Referring to my previous comment, I see you can use 'None' instead of -1 or batch_size.. awesome. However, there is a common bug that occurs in the Deconvolution2D class when you use None, which originates from tf.nn.deconv2d but can easily be alleviated in keras: "TypeError: Expected binary or unicode string, got None"

The fix is to add tf.stack() in tensorflow_backend.py on line 2472:

def _preprocess_deconv_output_shape(x, shape, dim_ordering):
    if dim_ordering == 'th':
        shape = (shape[0], shape[2], shape[3], shape[1])

    if shape[0] is None:
        shape = (tf.shape(x)[0], ) + tuple(shape[1:])
        shape = tf.stack(list(shape))
    return shape

Example issue from TF that carries over to keras: https://groups.google.com/a/tensorflow.org/forum/#!topic/discuss/vf8eH9YMwVA

tiberiu44 commented 7 years ago

Hi all,

I am I don't know if this thread is still open, but I have been experiencing some issues with bidirectional LSTMs and the functional API and this seems like the right place to get feedback.

I don't know if I got this right, but I think that:

bdlstm=Sequential()
bdlstm.add(Bidirectional(LSTM(32, return_sequences=True), input_shape=(None, 128)))
layer_3_merge_x = bdlstm(layer_1)

and

layer_2_lstm_forward = LSTM(32, return_sequences=True)(layer_1)
layer_2_lstm_backward = LSTM(32, return_sequences=True, go_backwards=True)(layer_1)
layer_3_merge_x = concatenate([layer_2_lstm_forward, layer_2_lstm_backward])

should behave identically. I tried multiple ways of merging the two layers (concatenating/summing etc.), but still no luck.

However, this only seems to happen if the number of timesteps is fixed for the input data.
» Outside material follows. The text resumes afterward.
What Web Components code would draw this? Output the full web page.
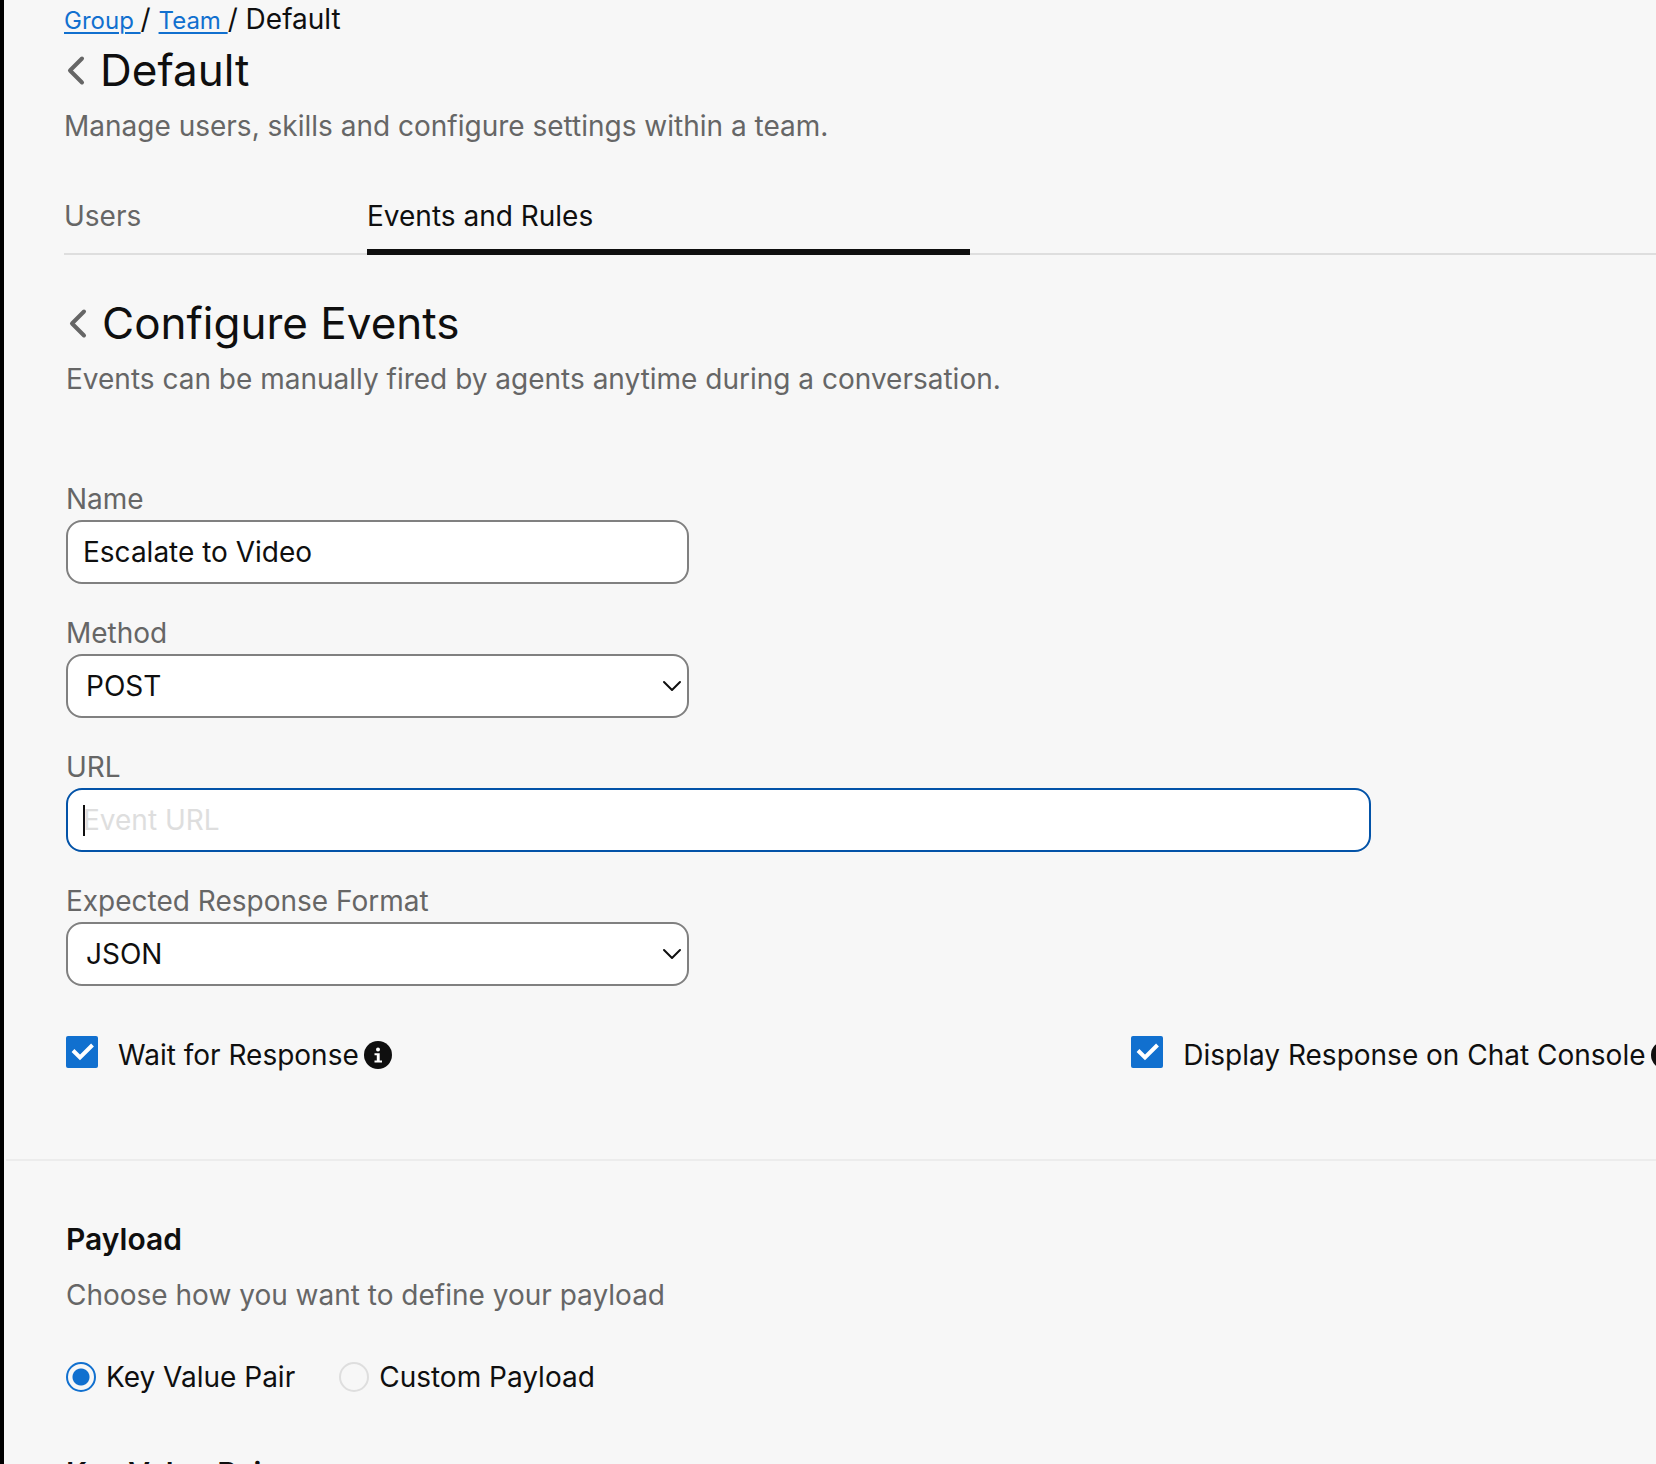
<!DOCTYPE html>
<html lang="en">
<head>
<meta charset="utf-8">
<title>Configure Events</title>
<style>
  html, body { margin: 0; height: 100%; }
  body {
    box-sizing: border-box;
    overflow: hidden;
    border-left: 4px solid #000;
    background: #f7f7f7;
    color: #0f0f0f;
    font: 400 28px/36px Inter, "Liberation Sans", sans-serif;
    --muted: #666;
    --accent: #1170cf;
    --focus: #0353a8;
    --line: #dedede;
  }
</style>
</head>
<body>
<team-page></team-page>

<script>
const define = (name, html, setup) => customElements.define(name, class extends HTMLElement {
  connectedCallback() {
    if (this.shadowRoot) return;
    const root = this.attachShadow({ mode: "open" });
    root.innerHTML = html;
    if (setup) setup(this, root);
  }
});

/* Trail of links that ends with the current page */
define("bread-crumb", `
  <style>
    :host { display: block; }
    nav { white-space: pre; }
    a { color: var(--accent); font-size: 24px; line-height: 28px; text-decoration: underline; text-decoration-thickness: 2px; text-underline-offset: 3px; }
  </style>
  <nav aria-label="Breadcrumb"><a href="#group">Group </a>/ <a href="#team">Team </a>/ Default</nav>`);

/* Back button, title and description */
define("page-heading", `
  <style>
    :host { display: block; }
    .row { display: flex; align-items: center; gap: 8px; }
    button { flex: none; display: flex; width: 28px; height: 32px; padding: 0; border: 0; background: none; color: var(--muted); }
    svg { width: 28px; height: 32px; }
    h1 { margin: 0; font-weight: 400; font-size: 44px; line-height: 52px; }
    p { margin: 12px 0 0; color: var(--muted); }
  </style>
  <div class="row">
    <button type="button" aria-label="Back">
      <svg viewBox="0 0 28 32" fill="none" stroke="currentColor" stroke-width="4" stroke-linecap="round" stroke-linejoin="round"><path d="M18 4.500 6 16.500 18 28.500"/></svg>
    </button>
    <h1><slot></slot></h1>
  </div>
  <p><slot name="description"></slot></p>`);

define("tab-bar", `
  <style>
    :host { display: flex; background: linear-gradient(var(--line), var(--line)) bottom / 100% 2px no-repeat; }
    button { box-sizing: border-box; padding: 0 0 15px; border: 0; border-bottom: 6px solid transparent; background: none; font: inherit; color: var(--muted); text-align: left; width: 303px; }
    button[aria-selected="true"] { width: 603px; color: #0f0f0f; border-color: #0f0f0f; }
  </style>
  <button type="button" role="tab" aria-selected="false">Users</button>
  <button type="button" role="tab" aria-selected="true">Events and Rules</button>`,
  host => host.setAttribute("role", "tablist"));

const fieldStyle = `
  :host { display: flex; flex-direction: column; gap: 3px; max-width: 623px; }
  label { color: var(--muted); }
  input, select {
    box-sizing: border-box; width: 100%; height: 64px; margin: 0; padding: 0 15px;
    border: 2px solid #808080; border-radius: 16px; background: #fff; outline: 0;
    color: #0f0f0f; font: inherit; appearance: none;
  }`;

define("text-field", `
  <style>${fieldStyle}
    :host([wide]) { max-width: 1305px; }
    input::placeholder { color: #dedede; opacity: 1; }
    :host([active]) input {
      border-color: var(--focus); caret-color: transparent;
      background: linear-gradient(#0f0f0f, #0f0f0f) 15px 50% / 2px 31px no-repeat #fff;
    }
  </style>
  <label for="box"></label>
  <input id="box" type="text">`, (host, root) => {
    root.querySelector("label").textContent = host.getAttribute("label");
    const box = root.querySelector("input");
    box.value = host.getAttribute("value") || "";
    box.placeholder = host.getAttribute("placeholder") || "";
  });

define("select-field", `
  <style>${fieldStyle}
    .wrap { display: grid; align-items: center; }
    .wrap > * { grid-area: 1 / 1; }
    select { padding: 0 40px 0 18px; }
    svg { justify-self: end; width: 20px; height: 12px; margin-right: 7px; pointer-events: none; }
  </style>
  <label for="box"></label>
  <div class="wrap">
    <select id="box"></select>
    <svg viewBox="0 0 20 12" fill="none" stroke="#0f0f0f" stroke-width="2" stroke-linecap="round" stroke-linejoin="round"><path d="M2 2 10 10 18 2"/></svg>
  </div>`, (host, root) => {
    root.querySelector("label").textContent = host.getAttribute("label");
    root.querySelector("select").add(new Option(host.getAttribute("value")));
  });

define("check-option", `
  <style>
    :host { display: flex; align-items: flex-start; white-space: nowrap; }
    .tick { display: grid; flex: none; width: 32px; height: 32px; margin-right: 20px; }
    .tick > * { grid-area: 1 / 1; }
    input { appearance: none; width: 32px; height: 32px; margin: 0; border-radius: 2px; background: var(--accent); }
    svg { pointer-events: none; }
    label { padding-top: 1px; }
    .info { flex: none; width: 28px; height: 28px; margin: 5px 0 0 5px; }
  </style>
  <span class="tick">
    <input type="checkbox" id="box" checked>
    <svg viewBox="0 0 32 32" fill="none" stroke="#fff" stroke-width="4"><path d="M7 14.500 14 21.500 26.500 9"/></svg>
  </span>
  <label for="box"><slot></slot></label>
  <svg class="info" viewBox="0 0 28 28" role="img" aria-label="Info">
    <circle cx="14" cy="14" r="14" fill="#0f0f0f"/>
    <circle cx="14" cy="8.500" r="2" fill="#fff"/>
    <path d="M10.500 12.200h5.200v7.200h2.300v2h-7.500v-2h2.300v-5.200h-2.300z" fill="#fff"/>
  </svg>`);

define("payload-choice", `
  <style>
    :host { display: flex; gap: 44px; }
    label { display: flex; align-items: center; gap: 10px; }
    input { appearance: none; box-sizing: border-box; flex: none; width: 30px; height: 30px; margin: 0; padding: 5px; border: 2px solid var(--line); border-radius: 50%; }
    input:checked { border-color: var(--accent); background: radial-gradient(circle, var(--accent) 8px, transparent 9px); }
  </style>
  <label><input type="radio" name="kind" checked>Key Value Pair</label>
  <label><input type="radio" name="kind">Custom Payload</label>`);

define("team-page", `
  <style>
    :host { display: block; }
    header { padding: 1px 0 0 60px; }
    header page-heading { margin-top: 7px; }
    tab-bar { margin-top: 54px; }
    .events { padding: 42px 0 86px 62px; }
    .fields { display: flex; flex-direction: column; gap: 31px; margin-top: 84px; }
    .checks { display: grid; grid-template-columns: 67% 33%; margin-top: 50px; }
    .payload { margin-left: 2px; padding: 58px 0 0 60px; border-top: 2px solid #ececec; }
    h2, h3 { margin: 0; font-size: 30px; line-height: 40px; font-weight: 600; }
    p { margin: 18px 0 46px; color: var(--muted); }
    h3 { margin-top: 58px; }
  </style>
  <header>
    <bread-crumb></bread-crumb>
    <page-heading>Default<span slot="description">Manage users, skills and configure settings within a team.</span></page-heading>
    <tab-bar></tab-bar>
  </header>
  <main>
    <section class="events">
      <page-heading>Configure Events<span slot="description">Events can be manually fired by agents anytime during a conversation.</span></page-heading>
      <div class="fields">
        <text-field label="Name" value="Escalate to Video"></text-field>
        <select-field label="Method" value="POST"></select-field>
        <text-field label="URL" placeholder="Event URL" wide active></text-field>
        <select-field label="Expected Response Format" value="JSON"></select-field>
      </div>
      <div class="checks">
        <check-option>Wait for Response</check-option>
        <check-option>Display Response on Chat Console</check-option>
      </div>
    </section>
    <section class="payload">
      <h2>Payload</h2>
      <p>Choose how you want to define your payload</p>
      <payload-choice></payload-choice>
      <h3>Key Value Pair</h3>
    </section>
  </main>`);
</script>
</body>
</html>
Whenever I used non-fixed inputs it seemed like the second layer (go_backwards=True) was not working properly.

Hope I got this right and many thanks for the developers of Keras (really great framework).

Best, Tibi

gabrieldemarmiesse commented 6 years ago

@tiberiu44 please open a new issue for this if necessary.

Closing this issue as keras 2.0 has been released quite some time ago.